Not having been to Signal restaurant since it changed from Bruce Robertson’s One.Waterfront, I chose the Cape Grace restaurant, which has painted wall murals reflecting the Cape’s historic origins, done when the restaurant changed its name, and these make Signal a forerunner for the V&A Culinary Challenge on its decor and interior design alone! There is no shortage of staff at Signal, and each one of them greets one as if one is there on daily basis.  The tables have tablecloths, with a mix of traditional wooden chairs, ghost chairs, and leather upholstered chairs. Each table has a vase with a protea, and throughout the hotel the national flower is used, suiting the ‘Proudly Cape’ promotion theme too. Cutlery is posh Hepp Exclusiv.  Three chandeliers have small copper pots with the crystals.  Seating sections in the restaurant are divided by what look like sash window frames, giving the room a Cape Dutch feel.  Its A la Carte menu states that it offers ‘Cape Cosmopolitan Cuisine’, being ‘global contemporary dishes with a unique Cape twist’. The menu introduction echoes the theme, stating that sailing boats braved the high seas to introduce the ‘world to the wonders of fragrant herbs and spices’. Using marine-inspired terminology, it continues about its approach to food: ‘Signal encourages the global traveller to plot a course over the Cape’s ancestral landscape. With ingredients encompassing responsible and sustainable food practices and dishes crossing worldwide borders, we welcome you and hope you enjoy your journey’. The black leather covered winelist contains an extensive collection of 40 wines by the glass, and 150 wines by the bottle, complementing the cuisine served. The wines are not inexpensive, but there is a wide price range offered.  For example, in the Shiraz category, the thirteen wines offered range from R72/R195 (Glenwood 2008) to R925 for Haskell Pillars 2008.

As the V&A had booked the table on my behalf, the staff handed me the beautifully designed Culinary Challenge menu automatically, but I did ask to see the A la Carte menu too.  The restaurant offers as its Culinary Challenge signature dish a ‘De-constructed Bobotie‘, being a very rare prepared bobotie-spiced Springbok loin, roasted parsnip, pickled mango purée, almond crumble, and a curried lentil jus, costing a mere R95.  One can also order 3 courses, at R195, very good value. As I am allergic to mussels, the Assistant Restaurant Manager Sean O’Brien kindly allowed me to substitute a starter from the A la Carte menu for the Aromatic coconut and ginger broth with steamed mussels and coriander foam.  The dessert was a typically South African Peppermint Crisp Tart, served with fresh peppermint ice cream, and Pastry Chef Lorraine Meaney had made gold-dusted Valrhona chocolate discs to place on top of each individual tart.  With the cappuccino friandises, being an apricot jelly slice, a beetroot chocolate blondie, and a caramel macaroon, were served.

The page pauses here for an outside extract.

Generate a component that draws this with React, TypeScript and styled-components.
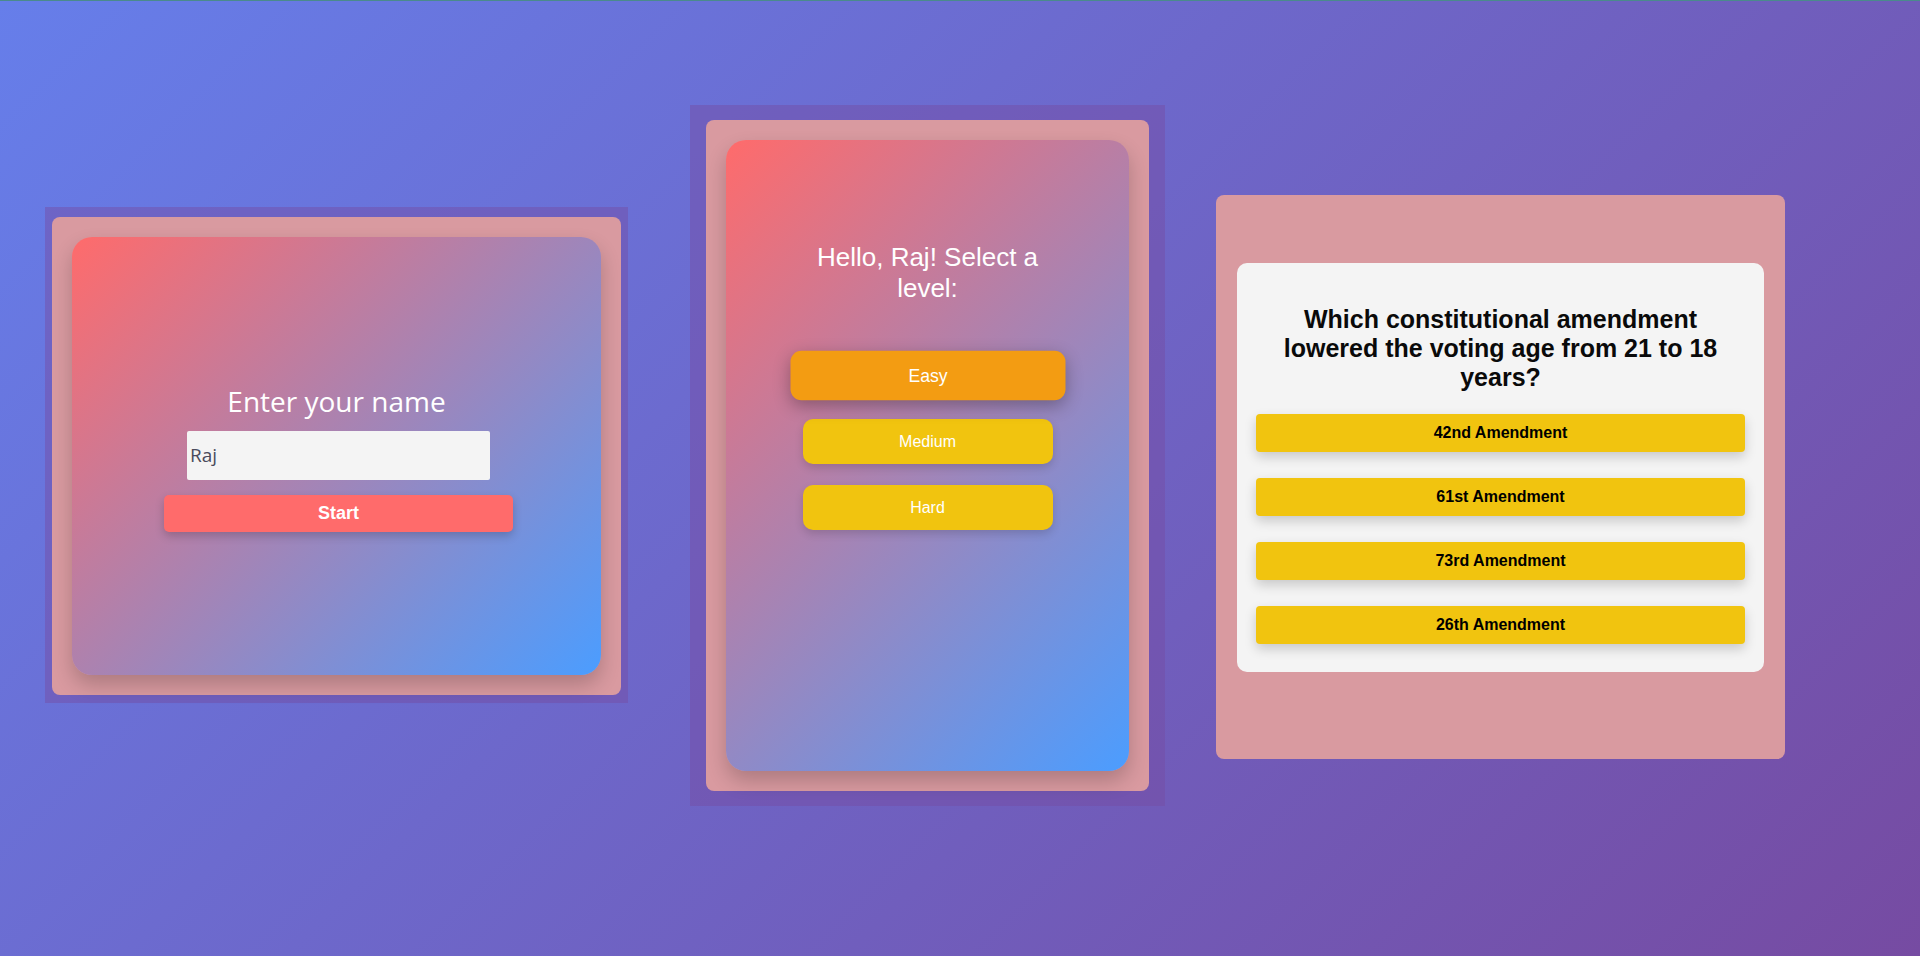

Voting for the ‘Master of the Trade Routes’ is done by food bloggers, writers, and critics, as well as by the public, for the People’s Choice Award, in selecting the winning restaurant(s).  Food writers were spoilt with a most beautiful spice box, to encourage them to review a restaurant of their choice. A beautifully designed locked box collects the evaluation sheets diners have to complete for the voting.  Various aspects have to be rated, including presentation, taste, interpretation of the fusion theme, service, ambience, and value for money.  Clients eating at a participating restaurant stand a chance to win meal vouchers and attendance at the gala event aboard the SA Agulhas II, at which the winners out of the Top 8 restaurants will be announced.

The quality and value for money offer experienced at Signal restaurant for the ‘Master of the Trade Routes Culinary Challenge’ will make me try other restaurants that I have not been to in the V&A Waterfront in the next two months, not only for their good value, but also for the creative and spicy interpretation of the winter promotion theme.

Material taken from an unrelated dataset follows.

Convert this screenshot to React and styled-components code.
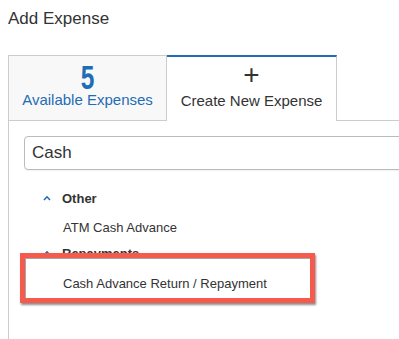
import React from 'react'
import styled, { createGlobalStyle } from 'styled-components'

const Global = createGlobalStyle`
  html, body { margin: 0; padding: 0; background: #fff; }
  body { font-family: "Liberation Sans", Arial, sans-serif; color: #333; }
`

const Page = styled.div`
  width: 399px;
  height: 339px;
  overflow: hidden;
  padding: 9px 0 0 8px;
  box-sizing: border-box;
  display: flex;
  flex-direction: column;
`

const Title = styled.h1`
  margin: 0;
  font-size: 17px;
  line-height: 20px;
  font-weight: normal;
  color: #333;
`

const TabRow = styled.div`
  display: flex;
  margin-top: 26px;
  height: 66px;
`

const Tab = styled.div`
  box-sizing: border-box;
  width: ${p => p.$w}px;
  display: flex;
  flex-direction: column;
  align-items: center;
  justify-content: flex-end;
  padding-bottom: 11px;
  background: ${p => (p.$active ? '#fff' : '#f8f8f8')};
  border: 1px solid #ccc;
  border-top: ${p => (p.$active ? '2px solid #1f6db5' : '1px solid #ccc')};
  border-left: ${p => (p.$active ? 'none' : '1px solid #ccc')};
  border-bottom: ${p => (p.$active ? 'none' : '1px solid #ccc')};
  color: ${p => (p.$active ? '#333' : '#1f6db5')};
`

const Count = styled.div`
  font-family: "Liberation Sans", sans-serif;
  font-weight: bold;
  font-size: 34px;
  line-height: 28px;
  color: #1f6db5;
  transform: scaleX(0.72);
`

const Plus = styled.div`
  font-size: 28px;
  line-height: 24px;
  font-weight: 300;
  color: #333;
  margin-bottom: 5px;
`

const TabLabel = styled.div`
  font-size: 15px;
  line-height: 18px;
  white-space: nowrap;
`

const Filler = styled.div`
  flex: 1;
  border-bottom: 1px solid #ccc;
`

const Panel = styled.div`
  flex: 1;
  border-left: 1px solid #ccc;
  padding: 15px 0 0 15px;
`

const Search = styled.div`
  box-sizing: border-box;
  width: 420px;
  height: 34px;
  border: 1px solid #bbb;
  border-radius: 4px;
  padding-left: 7px;
  display: flex;
  align-items: center;
  font-size: 17px;
  color: #333;
  box-shadow: 0 1px 1px rgba(0, 0, 0, 0.06);
`

const List = styled.div`
  margin-top: 15px;
  display: flex;
  flex-direction: column;
`

const GroupHeader = styled.div`
  display: flex;
  align-items: center;
  height: 26px;
  padding-left: 19px;
  font-size: 13px;
  font-weight: bold;
  color: #333;
  svg { margin-right: 11px; }
`

const Item = styled.div`
  box-sizing: border-box;
  height: 29px;
  padding: 4px 0 0 39px;
  display: flex;
  align-items: center;
  font-size: 13px;
  color: #333;
`

const Callout = styled.div`
  margin: -13px 0 0 -4px;
  width: 295px;
  height: 50px;
  box-sizing: border-box;
  border: 5px solid #f45b4c;
  background: #fff;
  display: flex;
  align-items: center;
  padding: 10px 0 0 38px;
  font-size: 13px;
  color: #333;
  box-shadow: 1px 2px 2px rgba(0, 0, 0, 0.45), inset 1px 1px 0 rgba(0, 0, 0, 0.35);
`

const Chevron = () => (
  <svg width="8" height="6" viewBox="0 0 8 6">
    <path d="M1 5 L4 1.8 L7 5" fill="none" stroke="#1f6db5" strokeWidth="1.6" />
  </svg>
)

export default function App() {
  return (
    <>
      <Global />
      <Page>
        <Title>Add Expense</Title>
        <TabRow>
          <Tab $w={159}>
            <Count>5</Count>
            <TabLabel>Available Expenses</TabLabel>
          </Tab>
          <Tab $w={170} $active>
            <Plus>+</Plus>
            <TabLabel>Create New Expense</TabLabel>
          </Tab>
          <Filler />
        </TabRow>
        <Panel>
          <Search>Cash</Search>
          <List>
            <GroupHeader><Chevron />Other</GroupHeader>
            <Item>ATM Cash Advance</Item>
            <GroupHeader><Chevron />Repayments</GroupHeader>
            <Callout>Cash Advance Return / Repayment</Callout>
          </List>
        </Panel>
      </Page>
    </>
  )
}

POSTSCRIPT 3/8: The Top 8 restaurants in the V&A Waterfront’s Master of the Trade Routes Culinary Challenge have been announced in the Cape Times today: Signal at the Cape Grace hotel, Dash at the Queen Victoria hotel, Reuben’s at the One&Only Cape Town, Den Anker, The Grand on the Beach, Sevruga, Harbour House, and Willoughby’s.

POSTSCRIPT 31/8: Signal restaurant at Cape Grace won the Master of the Trade Routes Culinary Challenge, with Dash at the Queen Victoria Hotel coming second.  Sevruga won the People’s Choice Award, with its Miso-marinated kingklip dish.

V&A Waterfront ‘Master of the Trade Routes Culinary Challenge‘, see www.waterfront.co.za for the list and menus, and operating hours and days of the 27 participating restaurants. 1 June – 22 August.